Credit to troywayrynen on flickr.
Credit to troywayrynen on flickr.

Fourteen months ago I wrote an essay that appeared on as a response to the Newtown shootings. I wanted people to know what it felt like to be shot while you were at elementary school, as I was subject to a drive-by shooting at my elementary school in 1995 orchestrated by teenagers—teenagers that actually went to Reynolds High School. You can read the article if you wish, but the general point I tried to make was that if mental healthcare stayed dismal and gun laws lax in this country, you would only see more and more of these events happening.

Sucks that another 2,800+ kids at Reynolds High School may know some of the hell I’ve gone through firsthand. You really hoped twenty dead six and seven year olds would have changed that, but apparently not.

I received the flash alert that the shooting was happening as I boarded the bus to meet up with my former high school teacher. As more and more details came out I knew instantly that despite Reynolds High School’s reputation, this was not a gang-related shooting. Reynolds is two and a half miles away from my childhood home and if the district boundaries weren’t drawn all wonky, I should have actually gone there for high school before I eventually transferred into a school in inner-Northeast Portland. The school I work at now nine months out of the year is eight miles away from them. A lot of our kids are supposed to go an already overcrowded Reynolds, but transferred to our school instead. But when I got off transit and walked towards my alma-matter to meet my former teacher, I had to cross the overpass along NE 12th Avenue. I’ve crossed that I-84 overpass thousands of times since I started high school there in 2000, but I’ve never seen anything like I did on Tuesday. I stood almost fifteen miles from Reynolds High School and I watched as in excess of thirty or so different types of emergency vehicles raced east towards them.

Cops cars, ambulances, fire trucks, SWAT vehicles all coming from different cities and counties.

It was as if the world was ending. For so many of us every time this happens, it feels like it is.

I outed myself to my boss on the night of the shootings and sent her the article describing my battles with PTSD. It was not only terrifying, but was something I never should have had to feel the need to do. I sent her the article and told her if any of the kids needed someone to talk to about this when we all meet up later this summer, I was willing to share my experience.

The day after the shootings I went to the Portland Art Museum because when situations like these keep cropping up, my brain goes primitive real fast.I’ve learned over the years in psychology classes and trainings that it’s a fun feature of PTSD. Everything is ugly; go look at a pretty picture. So I did, and while I browsed in the gift shop I overheard two women talking about the shooting. They were discussing how a small vocal minority was literally running our country now. They talked about many things I spoke about in my Gawker article—that money was driving everything and while politicians were arguing loudly in front of cameras, they were doing very little to fix anything when the lights were off. However, one of the two women proposed an idea—to meet the extreme with the extreme. As long as these zealots continue to defend a right that is not working in its current form, she said parents should send a message instead.

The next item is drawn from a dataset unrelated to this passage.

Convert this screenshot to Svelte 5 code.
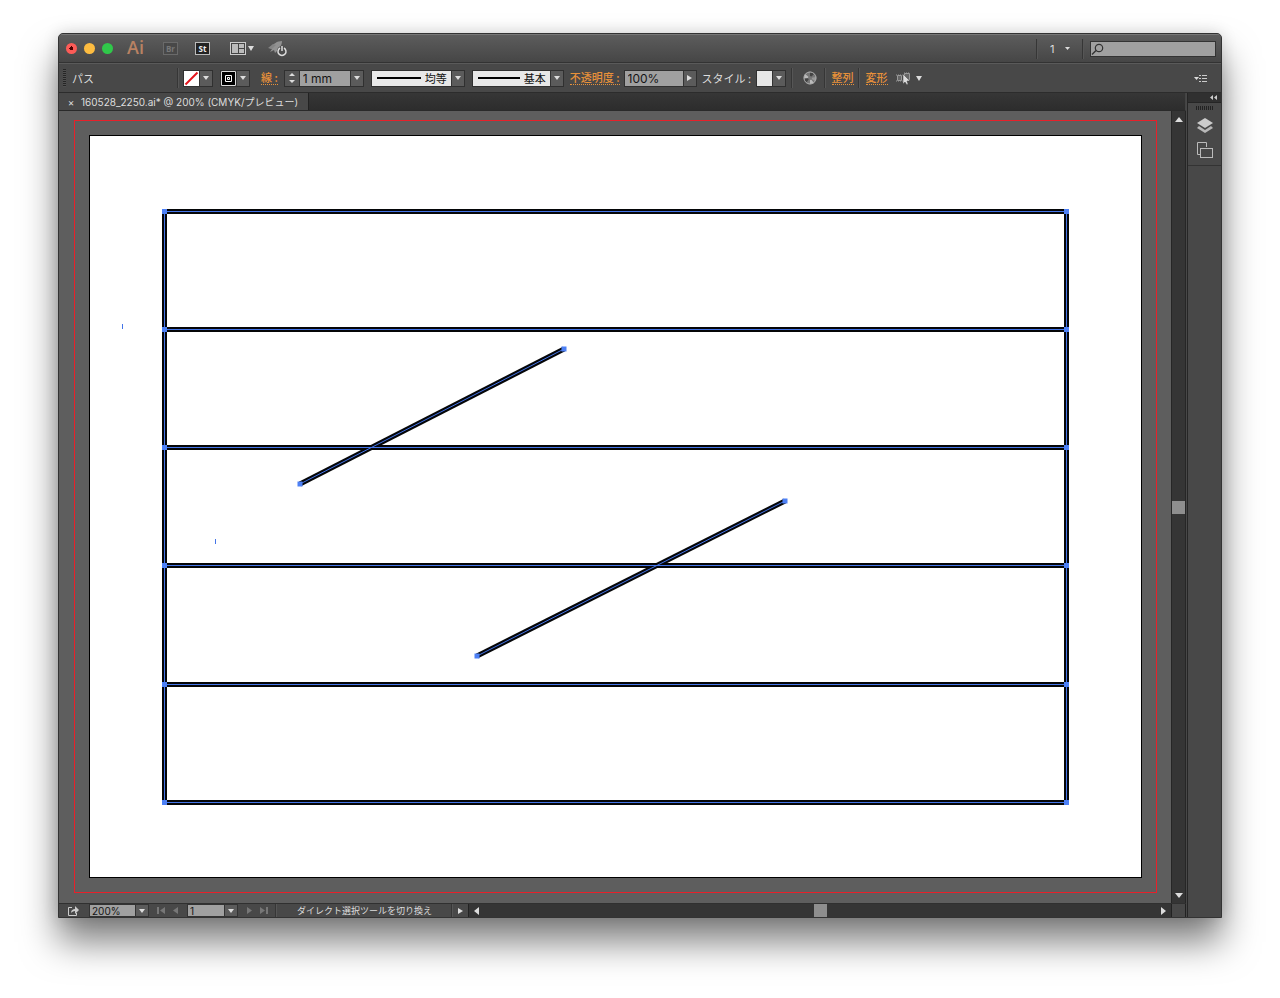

“Every parent in this country who wants this stuff to change should keep their kids home from school. I bet when there are no children to teach and the threat of us having even more uneducated Neanderthals out there, the government will find a solution real quick. They’ll change the laws and actually give the schools the mental health resources they need to deal with kids before they kill each other.”

It’s an interesting proposition. As someone who works in education, I probably shouldn’t endorse it necessarily, but I do really think we are at a point of fighting the extreme with the extreme.

This is not working. Either get on board to help fix it, or we will take whatever measures we have to so you will.

Drunk driving laws changed drastically in America because of organizations like MADD, so maybe it’s time for a similar movement—one that demands we change gun laws in a tangible way and step up funds for multiple mental health professionals in every school.

Along with having a few stiff drinks, I spent the rest of my day thinking about what the hell I would tell the kids I work with when they’re looking for answers for all of this. I’ve opened the door to have to discuss this with them, so I guess maybe I should spend some time hashing out what kind of solace I can actually give them.

I think I have one little glimmer of hope for them. While the chasm was deep and easy for those of us with mental health issues to fall through, it is narrowing. It was so easy to “fall through the cracks” before the Affordable Care Act came through, and it was easy to justify not treating mental health issues when it was completely cost prohibitive. We aren’t out of the woods yet, but it feels like “the crack” is quickly reducing to the size of the Grand Canyon instead of a black hole.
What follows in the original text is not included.